▶ _Aim of the task_
Using the data below, return word for word every line from the one holding "Write a web" down to the one holding "The picture is". Leave pictures out.

▶ _Records to process_
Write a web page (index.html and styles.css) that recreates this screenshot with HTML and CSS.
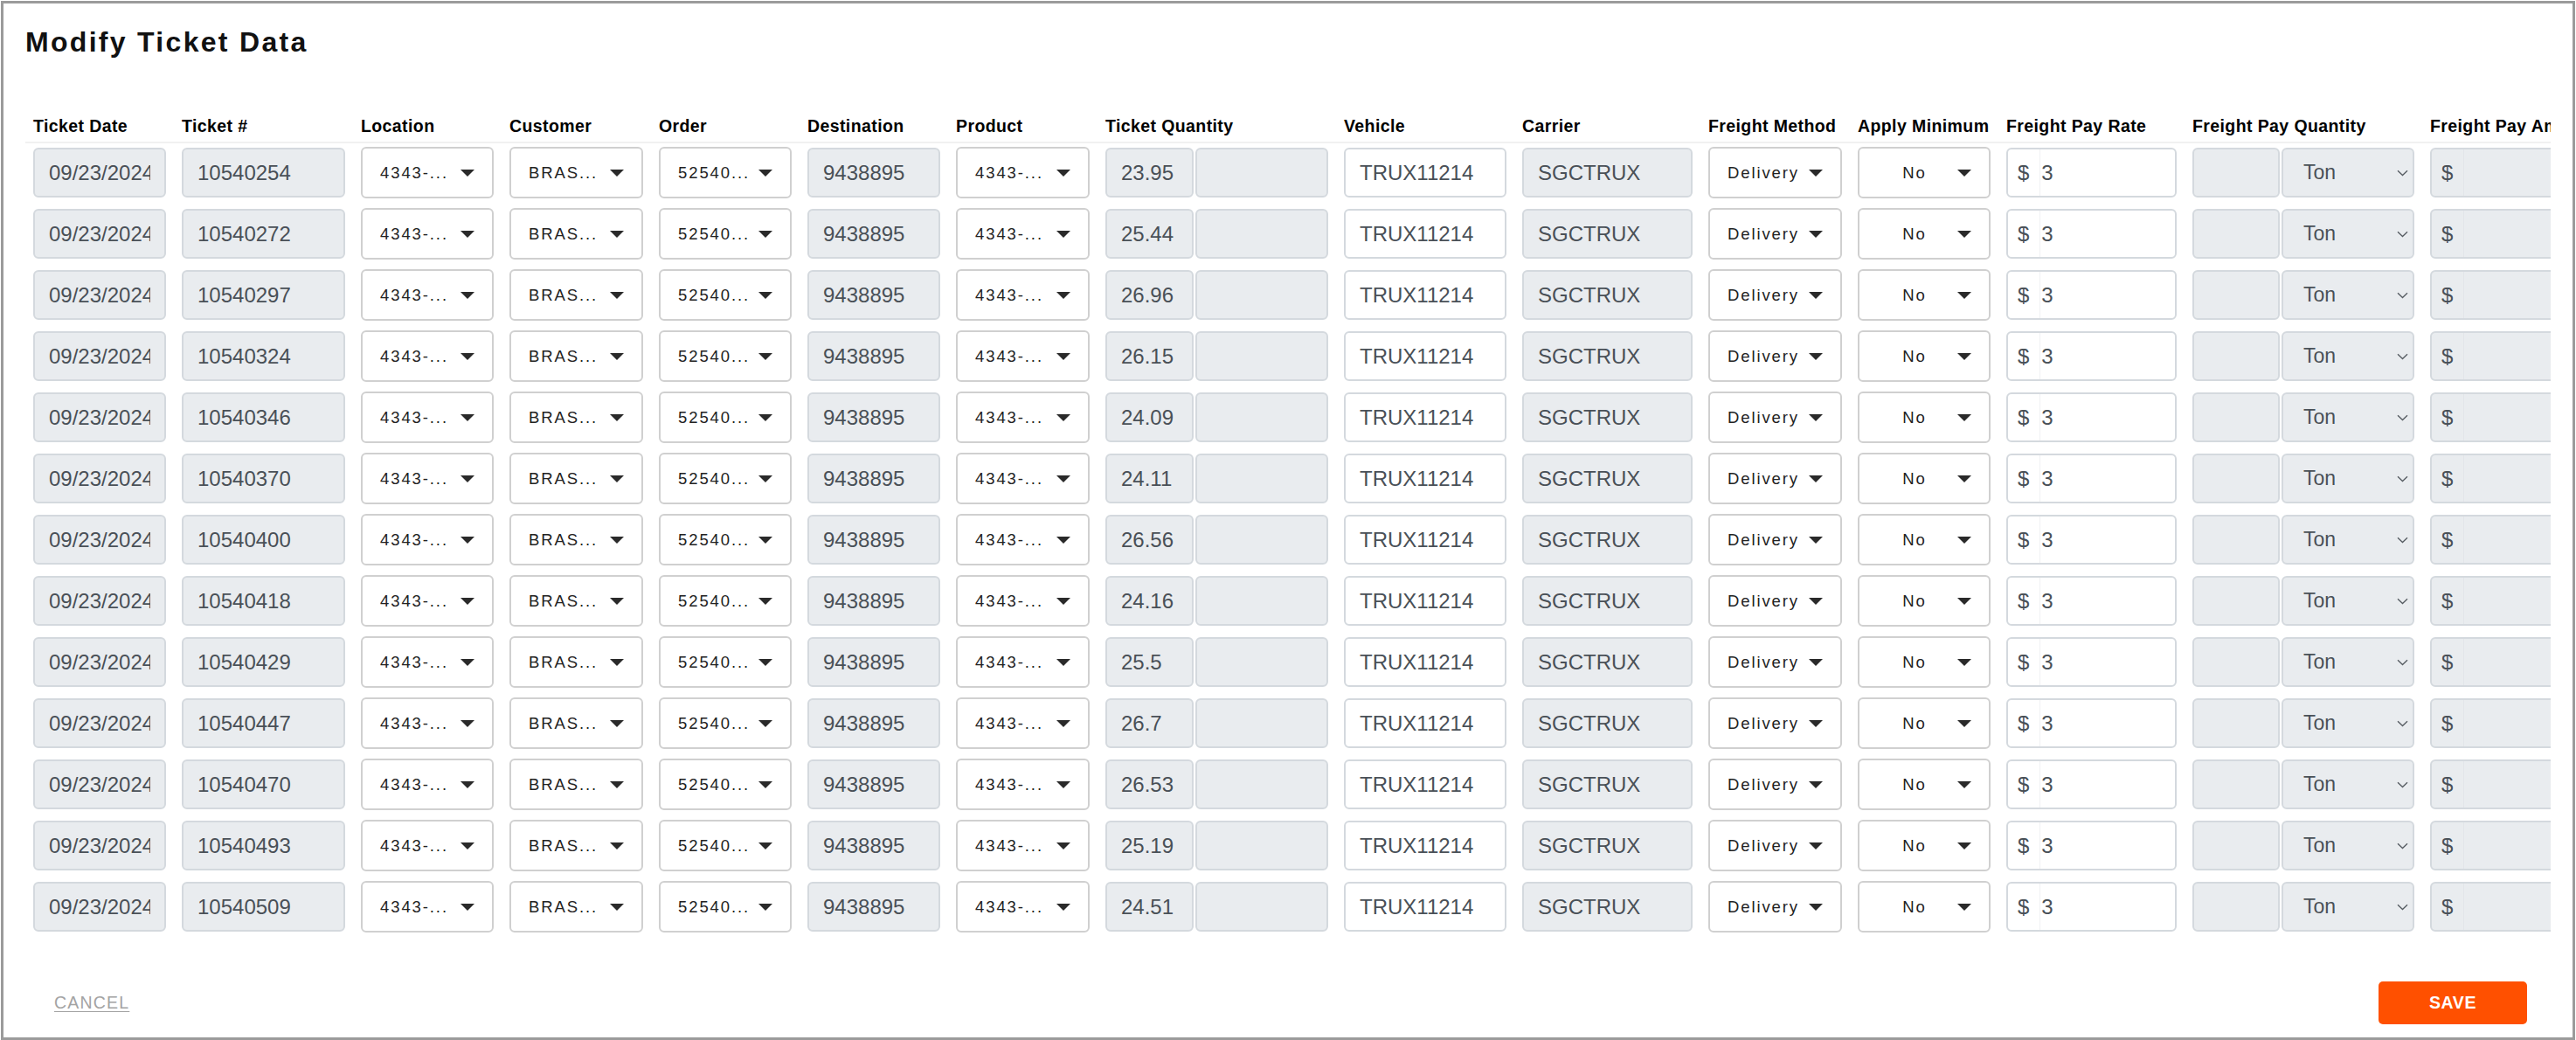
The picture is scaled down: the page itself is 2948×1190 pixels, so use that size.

* * *

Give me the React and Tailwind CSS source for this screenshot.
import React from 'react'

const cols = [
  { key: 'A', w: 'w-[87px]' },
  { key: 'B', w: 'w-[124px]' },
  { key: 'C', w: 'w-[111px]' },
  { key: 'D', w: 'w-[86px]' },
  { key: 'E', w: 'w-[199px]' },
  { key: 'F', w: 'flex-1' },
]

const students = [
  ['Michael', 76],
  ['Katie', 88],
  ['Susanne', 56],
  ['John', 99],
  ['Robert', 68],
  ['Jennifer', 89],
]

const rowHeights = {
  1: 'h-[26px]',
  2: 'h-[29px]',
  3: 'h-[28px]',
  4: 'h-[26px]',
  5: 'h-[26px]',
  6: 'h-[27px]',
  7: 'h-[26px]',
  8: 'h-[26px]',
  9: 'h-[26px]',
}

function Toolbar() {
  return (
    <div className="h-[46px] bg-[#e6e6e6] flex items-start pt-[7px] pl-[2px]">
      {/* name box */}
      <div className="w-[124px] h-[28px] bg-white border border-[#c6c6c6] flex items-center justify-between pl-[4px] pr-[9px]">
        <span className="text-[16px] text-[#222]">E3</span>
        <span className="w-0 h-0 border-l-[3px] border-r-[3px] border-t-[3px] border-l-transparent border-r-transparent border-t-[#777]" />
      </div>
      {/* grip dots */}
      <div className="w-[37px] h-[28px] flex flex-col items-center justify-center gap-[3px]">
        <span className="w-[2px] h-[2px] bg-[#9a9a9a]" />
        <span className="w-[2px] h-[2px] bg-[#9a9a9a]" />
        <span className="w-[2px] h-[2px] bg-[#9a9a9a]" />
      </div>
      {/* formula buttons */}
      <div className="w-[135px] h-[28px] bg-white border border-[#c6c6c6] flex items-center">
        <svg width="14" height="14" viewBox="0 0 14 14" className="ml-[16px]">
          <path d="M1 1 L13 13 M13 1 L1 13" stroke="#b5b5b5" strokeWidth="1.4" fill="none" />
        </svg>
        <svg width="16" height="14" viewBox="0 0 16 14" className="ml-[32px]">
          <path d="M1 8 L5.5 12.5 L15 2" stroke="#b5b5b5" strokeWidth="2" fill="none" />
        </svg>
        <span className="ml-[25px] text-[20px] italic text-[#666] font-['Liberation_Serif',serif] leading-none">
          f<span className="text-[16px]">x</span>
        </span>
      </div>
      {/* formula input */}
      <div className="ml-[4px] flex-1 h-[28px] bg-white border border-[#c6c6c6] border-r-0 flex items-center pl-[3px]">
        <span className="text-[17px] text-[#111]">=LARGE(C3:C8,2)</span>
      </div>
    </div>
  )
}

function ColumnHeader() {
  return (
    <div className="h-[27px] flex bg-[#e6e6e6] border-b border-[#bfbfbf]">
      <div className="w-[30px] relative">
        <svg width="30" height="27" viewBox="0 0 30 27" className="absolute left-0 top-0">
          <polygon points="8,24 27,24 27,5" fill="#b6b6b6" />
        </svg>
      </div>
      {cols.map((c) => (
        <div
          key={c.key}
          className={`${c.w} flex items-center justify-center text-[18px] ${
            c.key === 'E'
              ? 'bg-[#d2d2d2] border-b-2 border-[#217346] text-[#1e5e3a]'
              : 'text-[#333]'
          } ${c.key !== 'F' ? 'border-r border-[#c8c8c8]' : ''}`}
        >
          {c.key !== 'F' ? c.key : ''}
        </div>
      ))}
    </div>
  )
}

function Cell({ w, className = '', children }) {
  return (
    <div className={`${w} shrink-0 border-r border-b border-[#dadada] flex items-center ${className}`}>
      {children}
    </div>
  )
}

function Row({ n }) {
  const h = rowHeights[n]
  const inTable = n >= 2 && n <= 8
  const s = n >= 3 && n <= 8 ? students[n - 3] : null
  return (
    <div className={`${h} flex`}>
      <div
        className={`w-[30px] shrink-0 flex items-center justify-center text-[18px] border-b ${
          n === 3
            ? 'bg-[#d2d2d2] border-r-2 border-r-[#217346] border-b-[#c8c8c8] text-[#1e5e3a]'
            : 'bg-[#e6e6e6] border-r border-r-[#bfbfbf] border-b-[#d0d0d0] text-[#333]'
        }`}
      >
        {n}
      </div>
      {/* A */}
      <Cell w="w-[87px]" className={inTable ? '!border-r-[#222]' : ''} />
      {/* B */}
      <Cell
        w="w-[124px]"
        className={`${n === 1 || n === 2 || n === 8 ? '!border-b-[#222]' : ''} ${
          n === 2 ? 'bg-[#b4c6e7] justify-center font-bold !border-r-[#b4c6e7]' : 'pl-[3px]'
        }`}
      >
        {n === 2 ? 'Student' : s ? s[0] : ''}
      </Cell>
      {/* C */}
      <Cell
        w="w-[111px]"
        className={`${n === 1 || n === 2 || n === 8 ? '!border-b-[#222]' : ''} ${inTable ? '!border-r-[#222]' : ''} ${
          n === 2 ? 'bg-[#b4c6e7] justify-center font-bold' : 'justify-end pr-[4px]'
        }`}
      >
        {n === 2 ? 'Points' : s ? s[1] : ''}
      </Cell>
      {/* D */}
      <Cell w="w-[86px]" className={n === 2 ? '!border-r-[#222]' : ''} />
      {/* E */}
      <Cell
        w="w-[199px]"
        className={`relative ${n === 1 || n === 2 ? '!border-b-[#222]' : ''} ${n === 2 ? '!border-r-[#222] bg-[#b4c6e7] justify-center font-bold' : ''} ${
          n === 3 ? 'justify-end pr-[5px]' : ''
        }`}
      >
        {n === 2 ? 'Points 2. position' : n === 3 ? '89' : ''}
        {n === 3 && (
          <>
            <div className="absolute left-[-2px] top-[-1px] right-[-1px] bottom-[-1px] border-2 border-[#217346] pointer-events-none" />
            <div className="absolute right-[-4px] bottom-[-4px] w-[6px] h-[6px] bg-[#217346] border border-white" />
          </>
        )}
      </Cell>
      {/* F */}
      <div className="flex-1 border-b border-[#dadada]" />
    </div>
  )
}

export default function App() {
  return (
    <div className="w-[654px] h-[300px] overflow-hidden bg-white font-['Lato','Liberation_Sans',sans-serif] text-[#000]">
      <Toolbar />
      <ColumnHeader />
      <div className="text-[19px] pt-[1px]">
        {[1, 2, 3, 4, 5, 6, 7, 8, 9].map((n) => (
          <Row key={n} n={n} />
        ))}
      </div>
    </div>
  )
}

▶ _Exercise answer_
Write a web page (index.html and styles.css) that recreates this screenshot with HTML and CSS.
The picture is scaled down: the page itself is 2948×1190 pixels, so use that size.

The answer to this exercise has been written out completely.